The Facility allows us to issue letters of credit against the undrawn capacity. Subject to our option to cash collateralize our obligations under the Facility upon certain conditions, our obligations under the Facility are secured by liens on substantially all of our personal property and a significant portion of our owned real property. We also pledged approximately
$800.0 million
of inventory assets to the Facility to collateralize potential future borrowings or letters of credit (in addition to the letters of credit already issued under the Facility). As of
September 30, 2017
and
September 30, 2016
, we had
no
borrowings outstanding under the Facility. The Facility contains certain covenants, including negative covenants and financial maintenance covenants, with which we are required to comply. As of
September 30, 2017
, we were in compliance with all such covenants.
Subsequent to September 30, 2017, we executed a fourth amendment to the Facility (the Fourth Amendment). The Fourth Amendment, among other things, extends the termination date of the Facility to February 15, 2020 and increases its capacity from
$180.0 million
to
$200.0 million
. For a further discussion of the Fourth Amendment, refer to Note 22.

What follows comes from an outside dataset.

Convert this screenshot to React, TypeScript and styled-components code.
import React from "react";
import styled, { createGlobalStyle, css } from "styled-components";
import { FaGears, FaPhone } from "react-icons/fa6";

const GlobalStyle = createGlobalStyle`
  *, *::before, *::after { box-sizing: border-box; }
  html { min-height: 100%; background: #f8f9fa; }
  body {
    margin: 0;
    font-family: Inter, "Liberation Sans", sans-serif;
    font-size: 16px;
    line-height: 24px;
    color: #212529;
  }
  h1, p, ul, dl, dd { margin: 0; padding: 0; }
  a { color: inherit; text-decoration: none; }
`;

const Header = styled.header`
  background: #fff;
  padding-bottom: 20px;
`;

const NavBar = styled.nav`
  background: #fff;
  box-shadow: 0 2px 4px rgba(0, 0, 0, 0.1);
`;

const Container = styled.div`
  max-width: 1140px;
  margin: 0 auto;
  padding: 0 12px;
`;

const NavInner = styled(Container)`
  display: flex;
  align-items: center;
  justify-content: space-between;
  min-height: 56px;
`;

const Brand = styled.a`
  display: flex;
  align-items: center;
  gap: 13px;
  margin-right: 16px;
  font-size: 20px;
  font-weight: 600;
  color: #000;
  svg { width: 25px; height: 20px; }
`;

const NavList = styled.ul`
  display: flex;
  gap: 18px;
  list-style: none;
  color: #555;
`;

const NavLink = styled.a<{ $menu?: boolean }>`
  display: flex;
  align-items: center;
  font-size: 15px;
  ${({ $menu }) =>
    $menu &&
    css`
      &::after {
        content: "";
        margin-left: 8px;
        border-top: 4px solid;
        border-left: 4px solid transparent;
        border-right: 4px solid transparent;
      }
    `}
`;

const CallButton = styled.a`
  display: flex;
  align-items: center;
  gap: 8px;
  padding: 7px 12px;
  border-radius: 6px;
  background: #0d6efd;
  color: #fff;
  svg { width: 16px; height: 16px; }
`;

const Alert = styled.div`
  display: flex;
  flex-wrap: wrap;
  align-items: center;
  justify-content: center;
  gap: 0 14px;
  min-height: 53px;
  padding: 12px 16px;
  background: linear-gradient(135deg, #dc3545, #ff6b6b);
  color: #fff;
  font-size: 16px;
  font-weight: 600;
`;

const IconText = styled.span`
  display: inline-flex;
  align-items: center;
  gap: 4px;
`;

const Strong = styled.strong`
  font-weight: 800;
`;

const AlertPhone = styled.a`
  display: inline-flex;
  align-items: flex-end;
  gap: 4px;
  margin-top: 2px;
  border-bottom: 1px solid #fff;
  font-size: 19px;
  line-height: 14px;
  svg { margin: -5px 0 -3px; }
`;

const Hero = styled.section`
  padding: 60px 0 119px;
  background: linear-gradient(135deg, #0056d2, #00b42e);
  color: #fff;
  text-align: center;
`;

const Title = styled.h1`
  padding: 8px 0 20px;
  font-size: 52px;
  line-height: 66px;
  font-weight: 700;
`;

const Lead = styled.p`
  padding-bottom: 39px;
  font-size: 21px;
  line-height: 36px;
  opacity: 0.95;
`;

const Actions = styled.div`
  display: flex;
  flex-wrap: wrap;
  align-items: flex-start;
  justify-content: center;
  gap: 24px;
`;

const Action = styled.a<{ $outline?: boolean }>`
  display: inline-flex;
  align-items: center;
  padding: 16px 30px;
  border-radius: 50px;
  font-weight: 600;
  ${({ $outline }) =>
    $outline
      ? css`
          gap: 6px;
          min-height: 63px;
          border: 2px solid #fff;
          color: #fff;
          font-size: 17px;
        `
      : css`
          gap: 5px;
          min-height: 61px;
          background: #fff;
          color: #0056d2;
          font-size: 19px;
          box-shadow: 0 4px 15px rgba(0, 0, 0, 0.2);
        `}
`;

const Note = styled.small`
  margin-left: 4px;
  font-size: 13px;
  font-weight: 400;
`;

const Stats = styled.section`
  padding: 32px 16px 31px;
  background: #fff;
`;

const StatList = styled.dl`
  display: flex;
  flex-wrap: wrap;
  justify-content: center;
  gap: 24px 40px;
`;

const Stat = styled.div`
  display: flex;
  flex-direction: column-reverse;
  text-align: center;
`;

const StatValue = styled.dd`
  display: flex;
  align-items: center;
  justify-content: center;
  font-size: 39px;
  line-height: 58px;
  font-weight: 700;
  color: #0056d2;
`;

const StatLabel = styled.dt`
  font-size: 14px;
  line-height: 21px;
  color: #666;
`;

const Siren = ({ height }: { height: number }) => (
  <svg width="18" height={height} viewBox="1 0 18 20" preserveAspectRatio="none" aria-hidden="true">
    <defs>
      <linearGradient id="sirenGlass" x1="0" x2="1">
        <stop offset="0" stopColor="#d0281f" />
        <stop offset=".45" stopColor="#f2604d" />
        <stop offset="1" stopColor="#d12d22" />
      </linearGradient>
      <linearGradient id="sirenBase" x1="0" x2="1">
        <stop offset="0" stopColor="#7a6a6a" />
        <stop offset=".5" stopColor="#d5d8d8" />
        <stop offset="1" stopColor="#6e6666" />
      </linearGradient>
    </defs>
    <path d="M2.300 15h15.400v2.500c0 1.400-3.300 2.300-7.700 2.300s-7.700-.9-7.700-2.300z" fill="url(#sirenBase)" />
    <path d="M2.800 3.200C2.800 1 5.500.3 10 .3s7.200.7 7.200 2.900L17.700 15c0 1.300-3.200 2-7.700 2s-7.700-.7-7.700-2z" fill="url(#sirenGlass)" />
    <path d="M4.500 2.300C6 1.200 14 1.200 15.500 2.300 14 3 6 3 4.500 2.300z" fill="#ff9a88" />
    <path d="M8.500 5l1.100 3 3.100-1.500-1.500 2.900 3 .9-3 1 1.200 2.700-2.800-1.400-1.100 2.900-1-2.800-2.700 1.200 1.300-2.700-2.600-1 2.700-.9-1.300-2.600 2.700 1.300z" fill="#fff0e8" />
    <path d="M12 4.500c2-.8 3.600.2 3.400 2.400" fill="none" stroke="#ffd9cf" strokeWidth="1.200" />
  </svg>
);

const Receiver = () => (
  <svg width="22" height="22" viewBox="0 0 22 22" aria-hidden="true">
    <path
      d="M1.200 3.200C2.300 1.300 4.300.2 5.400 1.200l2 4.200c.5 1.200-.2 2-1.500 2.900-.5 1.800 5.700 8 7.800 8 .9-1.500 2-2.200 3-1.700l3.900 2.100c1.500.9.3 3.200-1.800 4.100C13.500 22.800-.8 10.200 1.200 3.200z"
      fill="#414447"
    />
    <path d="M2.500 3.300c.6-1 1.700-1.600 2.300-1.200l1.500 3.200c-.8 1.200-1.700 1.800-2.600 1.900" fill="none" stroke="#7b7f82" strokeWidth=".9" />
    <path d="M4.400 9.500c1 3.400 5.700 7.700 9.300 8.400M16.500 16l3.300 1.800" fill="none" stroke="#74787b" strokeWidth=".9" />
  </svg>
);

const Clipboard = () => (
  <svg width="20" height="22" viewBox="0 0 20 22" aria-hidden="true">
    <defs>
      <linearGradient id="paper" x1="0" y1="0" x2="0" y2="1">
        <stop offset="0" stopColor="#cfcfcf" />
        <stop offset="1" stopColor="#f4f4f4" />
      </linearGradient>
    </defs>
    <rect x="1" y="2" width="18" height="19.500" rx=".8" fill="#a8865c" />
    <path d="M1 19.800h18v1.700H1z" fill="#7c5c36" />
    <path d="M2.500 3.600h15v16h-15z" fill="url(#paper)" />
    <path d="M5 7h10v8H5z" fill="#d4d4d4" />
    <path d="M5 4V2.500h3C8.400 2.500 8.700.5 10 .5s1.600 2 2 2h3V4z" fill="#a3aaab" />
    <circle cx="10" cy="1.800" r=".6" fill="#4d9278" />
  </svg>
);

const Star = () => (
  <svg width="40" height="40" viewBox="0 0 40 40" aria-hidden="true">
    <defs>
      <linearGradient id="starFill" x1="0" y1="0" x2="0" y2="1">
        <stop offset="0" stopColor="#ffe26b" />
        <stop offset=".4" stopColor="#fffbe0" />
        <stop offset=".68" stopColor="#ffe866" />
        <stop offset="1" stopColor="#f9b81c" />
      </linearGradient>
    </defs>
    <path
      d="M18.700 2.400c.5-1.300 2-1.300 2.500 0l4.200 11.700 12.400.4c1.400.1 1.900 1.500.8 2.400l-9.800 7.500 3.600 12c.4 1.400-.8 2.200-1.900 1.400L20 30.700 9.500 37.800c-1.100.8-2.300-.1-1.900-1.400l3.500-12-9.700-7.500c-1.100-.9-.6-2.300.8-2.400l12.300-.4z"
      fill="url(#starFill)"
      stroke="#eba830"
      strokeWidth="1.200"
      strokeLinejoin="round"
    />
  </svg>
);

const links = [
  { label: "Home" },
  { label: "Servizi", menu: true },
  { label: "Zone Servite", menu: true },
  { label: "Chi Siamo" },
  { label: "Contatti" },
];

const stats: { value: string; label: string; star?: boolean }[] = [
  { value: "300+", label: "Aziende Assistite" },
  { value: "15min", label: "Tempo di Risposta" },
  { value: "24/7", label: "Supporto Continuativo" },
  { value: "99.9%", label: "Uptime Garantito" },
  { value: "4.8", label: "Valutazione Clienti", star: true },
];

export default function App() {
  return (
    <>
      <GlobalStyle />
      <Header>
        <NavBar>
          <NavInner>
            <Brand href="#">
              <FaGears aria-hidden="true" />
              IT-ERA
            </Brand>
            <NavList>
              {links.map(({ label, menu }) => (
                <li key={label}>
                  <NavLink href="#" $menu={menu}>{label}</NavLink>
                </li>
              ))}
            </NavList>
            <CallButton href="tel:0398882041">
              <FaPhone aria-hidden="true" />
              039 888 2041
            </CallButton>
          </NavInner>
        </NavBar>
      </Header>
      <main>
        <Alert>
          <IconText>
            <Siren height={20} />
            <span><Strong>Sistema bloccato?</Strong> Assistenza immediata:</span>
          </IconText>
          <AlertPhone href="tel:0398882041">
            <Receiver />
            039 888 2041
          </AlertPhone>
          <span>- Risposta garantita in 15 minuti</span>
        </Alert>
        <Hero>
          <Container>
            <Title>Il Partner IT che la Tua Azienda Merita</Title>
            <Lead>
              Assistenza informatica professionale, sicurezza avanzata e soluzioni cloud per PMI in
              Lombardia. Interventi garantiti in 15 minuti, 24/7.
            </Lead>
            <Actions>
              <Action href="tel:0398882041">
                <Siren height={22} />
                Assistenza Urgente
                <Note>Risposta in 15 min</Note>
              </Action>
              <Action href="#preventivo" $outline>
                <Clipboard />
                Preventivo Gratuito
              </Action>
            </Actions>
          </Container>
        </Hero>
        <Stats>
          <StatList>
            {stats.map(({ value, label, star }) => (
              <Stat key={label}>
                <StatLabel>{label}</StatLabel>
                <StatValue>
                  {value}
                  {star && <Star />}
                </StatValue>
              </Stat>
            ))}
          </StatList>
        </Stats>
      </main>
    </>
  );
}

Letter of Credit Facilities.
We have entered into stand-alone, cash-secured letter of credit agreements with banks to maintain our pre-existing letters of credit and to provide for the issuance of new letters of credit (in addition to the letters of credit issued under
the Facility). As of
September 30, 2017
and
September 30, 2016
, we had letters of credit outstanding under these additional facilities of
$10.8 million
and
$12.1 million
, respectively, all of which were secured by cash collateral in restricted accounts. The Company may enter into additional arrangements to provide additional letter of credit capacity.
Senior Notes.
Our Senior Notes are unsecured obligations ranking pari passu with all other existing and future senior indebtedness. Substantially all of our significant subsidiaries are full and unconditional guarantors of the Senior Notes and are jointly and severally liable for obligations under the Senior Notes and the Facility. Each guarantor subsidiary is a
100%
owned subsidiary of Beazer Homes. See Note 19 for further information.

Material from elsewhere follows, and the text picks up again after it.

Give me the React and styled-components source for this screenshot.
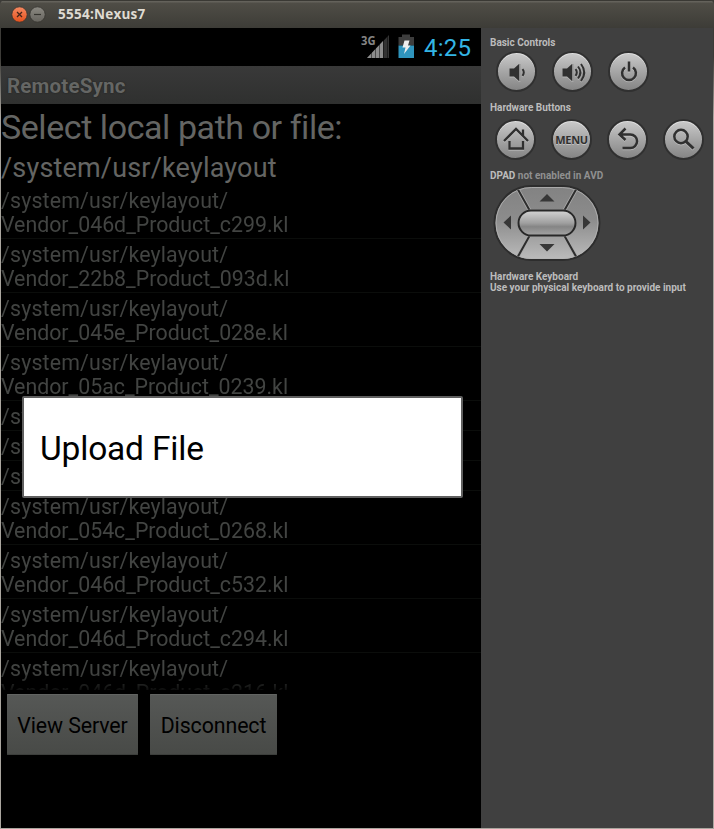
import React from "react";
import styled, { createGlobalStyle } from "styled-components";

const GlobalStyle = createGlobalStyle`
  * { box-sizing: border-box; }
  body { margin: 0; background: #3c3b37; font-family: Roboto, "Noto Sans", sans-serif; }
`;

const Window = styled.div`
  position: relative;
  width: 714px;
  height: 829px;
  display: flex;
  flex-direction: column;
  overflow: hidden;
  background: #3c3b37;
`;

const TitleBar = styled.header`
  height: 28px;
  flex: none;
  display: flex;
  align-items: center;
  padding: 0 0 0 11px;
  background: linear-gradient(#3a3934 0, #3a3934 1px, #64625b 1px, #64625b 2px, #4f4d46 3px, #3d3c37 100%);
  border-radius: 5px 5px 0 0;
  color: #dfdbd2;
`;

const WindowButtons = styled.svg`
  width: 36px;
  height: 18px;
  display: block;
`;

const WindowTitle = styled.h1`
  margin: 0 0 0 11px;
  font: bold 13.5px/18px "Open Sans", "Noto Sans", sans-serif;
  letter-spacing: 0.25px;
  white-space: nowrap;
`;

const Body = styled.main`
  height: 801px;
  display: flex;
  border: solid #aaa69f;
  border-width: 0 1px 1px;
  border-image: linear-gradient(#3c3b37 0, #3c3b37 30px, #aaa69f 90px) 1;
`;

const Screen = styled.section`
  position: relative;
  width: 480px;
  height: 800px;
  flex: none;
  overflow: hidden;
  background: #000;
`;

const StatusBar = styled.div`
  height: 38px;
  display: flex;
  align-items: center;
  justify-content: flex-end;
  padding-right: 10px;
`;

const StatusIcons = styled.svg`
  width: 56px;
  height: 38px;
  margin-right: 7px;
  font-family: "Open Sans", sans-serif;
`;

const Clock = styled.time`
  width: 47px;
  color: #33b5e5;
  font-size: 24px;
  line-height: 38px;
  letter-spacing: 0.2px;
  white-space: nowrap;
  padding-top: 2px;
`;

const ActionBar = styled.div`
  height: 38px;
  padding: 1px 0 0 6px;
  background: linear-gradient(#393939, #2f302f);
  color: #656664;
  font-size: 20.5px;
  font-weight: 700;
  line-height: 38px;
  letter-spacing: ${(p) => p.$spacing}px;
  text-shadow: 0 0 2px #1c1d1c;
`;

const Heading = styled.h2`
  height: ${(p) => p.$height}px;
  margin: 0;
  font-size: ${(p) => p.$size}px;
  line-height: ${(p) => p.$line}px;
  letter-spacing: ${(p) => p.$spacing}px;
  font-weight: 400;
  color: #646563;
  white-space: nowrap;
`;

const FileList = styled.ul`
  height: 505px;
  margin: 0;
  padding: 0;
  list-style: none;
  overflow: hidden;
  mask-image: linear-gradient(#000 488px, rgba(0, 0, 0, 0.2) 505px);
`;

const FileRow = styled.li`
  height: ${(p) => (p.$short ? 30 : 54)}px;
  padding-top: 4px;
  border-bottom: 1px solid #0b0d0b;
  color: #424442;
  font-size: 21.33px;
  line-height: 24px;
  white-space: nowrap;
`;

const PathLine = styled.div`
  letter-spacing: ${(p) => p.$spacing}px;
`;

const ButtonBar = styled.div`
  display: flex;
  gap: 12px;
  padding: 4px 6px;
`;

const AndroidButton = styled.button`
  width: ${(p) => p.$width}px;
  height: 61px;
  padding: 2px 0 0;
  border: 0;
  border-radius: 1px;
  background: linear-gradient(#565856, #484a47);
  box-shadow: inset 0 1px #626462, inset 0 -1px #3d3f3c;
  color: #000;
  font-family: inherit;
  font-size: 21.33px;
  letter-spacing: ${(p) => p.$spacing}px;
  white-space: nowrap;
`;

const Dialog = styled.div`
  position: absolute;
  left: 21px;
  top: 368px;
  width: 441px;
  height: 102px;
  padding: 2px 0 0 16px;
  border: 2px solid #606060;
  border-radius: 2px;
  background: #fff;
  color: #000;
  font-size: 33.5px;
  line-height: 98px;
  letter-spacing: ${(p) => p.$spacing}px;
`;

const Controls = styled.aside`
  flex: 1;
  background: #404040;
  color: #bcbcbc;
  padding-left: 9px;
  display: flex;
  flex-direction: column;
`;

const Label = styled.div`
  height: ${(p) => p.$height}px;
  padding-top: ${(p) => p.$top}px;
  font-size: 10px;
  font-weight: 700;
  line-height: 11px;
  white-space: nowrap;
`;

const Muted = styled.span`
  color: #909090;
`;

const KeyRow = styled.div`
  display: flex;
  gap: 15px;
  height: 41px;
  margin-left: ${(p) => p.$left}px;
`;

const Key = styled.button`
  width: 41px;
  height: 41px;
  padding: 0;
  border: 2px solid #303030;
  border-radius: 50%;
  background: linear-gradient(#cacaca, #a6a6a6 50%, #858585);
  box-shadow: inset 0 1px #dedede;
  color: #303030;
  display: flex;
  align-items: center;
  justify-content: center;
`;

const MenuText = styled.span`
  font: bold 11px/12px "Open Sans", "Noto Sans", sans-serif;
  letter-spacing: -0.3px;
  text-shadow: 0 1px #c0c0c0;
  padding-top: 1px;
`;

const Glyph = styled.svg`
  width: 36px;
  height: 36px;
  flex: none;
  fill: none;
  stroke: currentColor;
  filter: drop-shadow(0 1px 0 rgba(210, 210, 210, 0.5));
`;

const Pad = styled.svg`
  display: block;
  width: 108px;
  height: 78px;
  margin-left: 3px;
`;

const files = [
  "Vendor_046d_Product_c299.kl",
  "Vendor_22b8_Product_093d.kl",
  "Vendor_045e_Product_028e.kl",
  "Vendor_05ac_Product_0239.kl",
  "",
  "",
  "",
  "Vendor_054c_Product_0268.kl",
  "Vendor_046d_Product_c532.kl",
  "Vendor_046d_Product_c294.kl",
  "Vendor_046d_Product_c216.kl",
];

function TitleIcons() {
  return (
    <WindowButtons viewBox="0 0 36 18">
      <defs>
        <linearGradient id="close" x2="0" y2="1"><stop stopColor="#f58a62" /><stop offset="1" stopColor="#e4501c" /></linearGradient>
        <linearGradient id="min" x2="0" y2="1"><stop stopColor="#8b8982" /><stop offset="1" stopColor="#66645e" /></linearGradient>
      </defs>
      <circle cx="8.5" cy="9.5" r="7.7" fill="url(#close)" stroke="#35342f" strokeWidth=".8" />
      <path d="M6 7l5 5m0-5l-5 5" stroke="#45251a" strokeWidth="1.3" />
      <circle cx="26.5" cy="9.5" r="7.7" fill="url(#min)" stroke="#35342f" strokeWidth=".8" />
      <path d="M23 9.5h7" stroke="#35342f" strokeWidth="1.2" />
    </WindowButtons>
  );
}

function Signal() {
  return (
    <StatusIcons viewBox="0 0 56 38">
      <text x="0" y="17" fill="#858585" fontSize="13" fontWeight="700" textLength="14.5" lengthAdjust="spacingAndGlyphs">3G</text>
      <path d="M6 30L28 7v23z" fill="#333" />
      <path d="M6 30L22 13v17z" fill="#8d8d8d" />
      <path d="M10.5 24v6M14.5 20v10M18.5 16v14M22.5 12v18M26.5 8v22" stroke="#000" strokeOpacity=".45" />
      <path d="M37.5 9H41V6.5h8V9h4v8.5H37.5z" fill="#3d3d3d" />
      <path d="M37.5 17.5H53V30H37.5z" fill="#2f94bd" />
      <path d="M43.5 12.5h5l-1.500 5h2.500L43 26l1.500-6.500h-3z" fill="#eee" />
    </StatusIcons>
  );
}

function Speaker({ loud }) {
  return (
    <Glyph viewBox="0 0 36 36">
      <g transform={loud ? "translate(-3 0)" : undefined}>
        <path d="M10.5 14.500H15l5-4.500v17l-5-4.500h-4.500z" fill="#303030" stroke="none" />
        <path d="M20.8 10v17" stroke="#7c7c7c" />
        <path d="M23.5 15.200q2.600 3.300 0 6.600" strokeWidth="2" />
        {loud && <path d="M26 12.500q4.800 6 0 12M29 10q6.500 8.500 0 17" strokeWidth="2" />}
      </g>
    </Glyph>
  );
}

function DPad() {
  return (
    <Pad viewBox="0 0 108 78">
      <defs>
        <linearGradient id="pad" x2="0" y2="1"><stop stopColor="#828282" /><stop offset=".45" stopColor="#8c8c8c" /><stop offset="1" stopColor="#bcbcbc" /></linearGradient>
        <linearGradient id="pill" x2="0" y2="1"><stop stopColor="#d4d4d4" /><stop offset=".5" stopColor="#a0a0a0" /><stop offset=".65" stopColor="#858585" /><stop offset="1" stopColor="#a4a4a4" /></linearGradient>
        <clipPath id="padClip"><rect x="2.5" y="3" width="103" height="72" rx="36" /></clipPath>
      </defs>
      <rect x="1.5" y="2" width="105" height="74" rx="37" fill="url(#pad)" stroke="#2d2d2d" strokeWidth="2" />
      <rect x="3" y="3.5" width="102" height="71" rx="35.5" fill="none" stroke="#b4b4b4" strokeWidth=".8" />
      <g clipPath="url(#padClip)">
        <path d="M23 2L37 27M85 2L71 27M23 76L37 51M85 76L71 51" stroke="#a8a8a8" strokeWidth="3.6" />
        <path d="M23 2L37 27M85 2L71 27M23 76L37 51M85 76L71 51" stroke="#2d2d2d" strokeWidth="2" />
      </g>
      <rect x="24.5" y="25.5" width="59" height="27" rx="13.5" fill="#a4a4a4" />
      <rect x="25.5" y="26.5" width="57" height="25" rx="12.5" fill="url(#pill)" stroke="#282828" strokeWidth="2" />
      <path d="M46.5 17.500L54 10l7.500 7.500zM46.500 60h15L54 67.500zM18 31.500v14L10.500 38.500zM90 31.500v14l7.500-7z" fill="#373737" />
    </Pad>
  );
}

export default function App() {
  return (
    <>
      <GlobalStyle />
      <Window>
        <TitleBar>
          <TitleIcons />
          <WindowTitle>5554:Nexus7</WindowTitle>
        </TitleBar>
        <Body>
          <Screen>
            <StatusBar>
              <Signal />
              <Clock>4:25</Clock>
            </StatusBar>
            <ActionBar $spacing={0.2}>RemoteSync</ActionBar>
            <Heading $height={43} $size={34} $line={47} $spacing={-0.43}>Select local path or file:</Heading>
            <Heading $height={38} $size={27} $line={43} $spacing={0.18}>/system/usr/keylayout</Heading>
            <FileList>
              {files.map((file, i) => (
                <FileRow key={i} $short={!file}>
                  <PathLine $spacing={0.16}>/system/usr/keylayout/</PathLine>
                  {file && <PathLine $spacing={-0.01}>{file}</PathLine>}
                </FileRow>
              ))}
            </FileList>
            <ButtonBar>
              <AndroidButton $width={131} $spacing={-0.1}>View Server</AndroidButton>
              <AndroidButton $width={127} $spacing={-0.08}>Disconnect</AndroidButton>
            </ButtonBar>
            <Dialog $spacing={-0.18}>Upload File</Dialog>
          </Screen>
          <Controls>
            <Label $height={23} $top={9}>Basic Controls</Label>
            <KeyRow $left={6}>
              <Key aria-label="Volume down"><Speaker /></Key>
              <Key aria-label="Volume up"><Speaker loud /></Key>
              <Key aria-label="Power">
                <Glyph viewBox="0 0 36 36">
                  <path d="M14 13.500a6.900 6.900 0 1 0 8 0M18 7.500v10" strokeWidth="2.5" />
                </Glyph>
              </Key>
            </KeyRow>
            <Label $height={27} $top={10}>Hardware Buttons</Label>
            <KeyRow $left={5}>
              <Key aria-label="Home">
                <Glyph viewBox="0 0 36 36">
                  <path d="M6 19L18 7l12 12M25 13.500V7.500M11.500 19v7.500h13.500V19" strokeWidth="2.3" />
                </Glyph>
              </Key>
              <Key><MenuText>MENU</MenuText></Key>
              <Key aria-label="Back">
                <Glyph viewBox="0 0 36 36">
                  <path d="M15.500 6.500L9.500 12.500l6 5.500M10 12.500H20.300a6.700 6.700 0 0 1 0 13.500H12.500" strokeWidth="2.5" />
                </Glyph>
              </Key>
              <Key aria-label="Search">
                <Glyph viewBox="0 0 36 36">
                  <circle cx="15" cy="14.5" r="6.7" strokeWidth="2.5" />
                  <path d="M20 19.500l7.500 7" strokeWidth="3" />
                </Glyph>
              </Key>
            </KeyRow>
            <Label $height={24} $top={10}>DPAD <Muted>not enabled in AVD</Muted></Label>
            <DPad />
            <Label $height={20} $top={9}>Hardware Keyboard</Label>
            <Label $height={11} $top={0}>Use your physical keyboard to provide input</Label>
          </Controls>
        </Body>
      </Window>
    </>
  );
}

All unsecured Senior Notes rank equally in right of payment with all of our existing and future senior unsecured obligations, senior to all of the Company's existing and future subordinated indebtedness and effectively subordinated to the Company's existing and future secured indebtedness, including indebtedness under the Facility, if outstanding, to the extent of the value of the assets securing such indebtedness. The unsecured Senior Notes and related guarantees are structurally subordinated to all indebtedness and other liabilities of all of the Company's subsidiaries that do not guarantee these notes, but are fully and unconditionally guaranteed jointly and severally on a senior basis by the Company's wholly-owned subsidiaries party to each applicable indenture.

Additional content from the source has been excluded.